Dans ton livre, le thème de l'enfance, de l'innocence, est très présent. Peut-on être nostalgique si jeune ?
Beaucoup d'enfants sont cons, il n'y a pas de nostalgie, d'idéalisation de l'enfance. Mais j'aime me souvenir de cette liberté brute - à la fois drôle et cruelle - que l'on ressentait avant d'être marqués socialement. Je regarde les gens dans la rue et je me dis : " Qu'est-ce qui s'est passé ? A quel moment a-t-elle décidé de mettre des chaussures de vieille ? " Je cherche à protéger la magie, à fonctionner avec du spontané, de l'instinct. Ce n'est jamais régressif : je ne vais pas regarder Casimir toute la journée. Quand je chante sur Goldorak, c'est un Goldorak érotique qui, à la fin, se fait écraser par une voiture. Je ne peux pas être nostalgique de mon enfance : on s'est trop moqué de moi en raison de ma taille et de mes cheveux roux.
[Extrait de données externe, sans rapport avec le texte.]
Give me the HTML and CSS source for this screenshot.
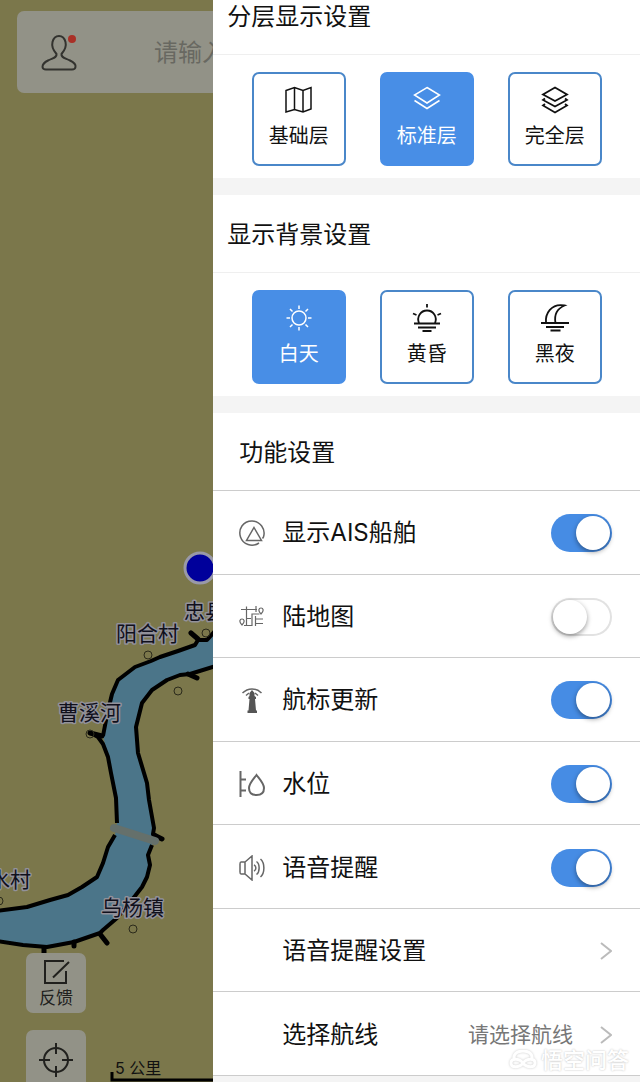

Tu souffres toujours de la discipline ?
La discipline, c'est ce que j'essaie de combattre en jouant dans un groupe : protéger ma bulle, belle et accueillante. J'ai toujours haï, dans la discipline, cette interdiction du ludique, du droit à la différence. Je déteste les regards désapprobateurs qu'on me jette quand je me balade en skate. Je me souviens m'être engueulé avec un entraîneur, au foot, qui nous interdisait de dribbler : ces atteintes me révoltent, parfois de manière caricaturale. C'est pour ça qu'il y a tant de dérision chez Dionysos : je suis tellement excessif que je suis ridicule.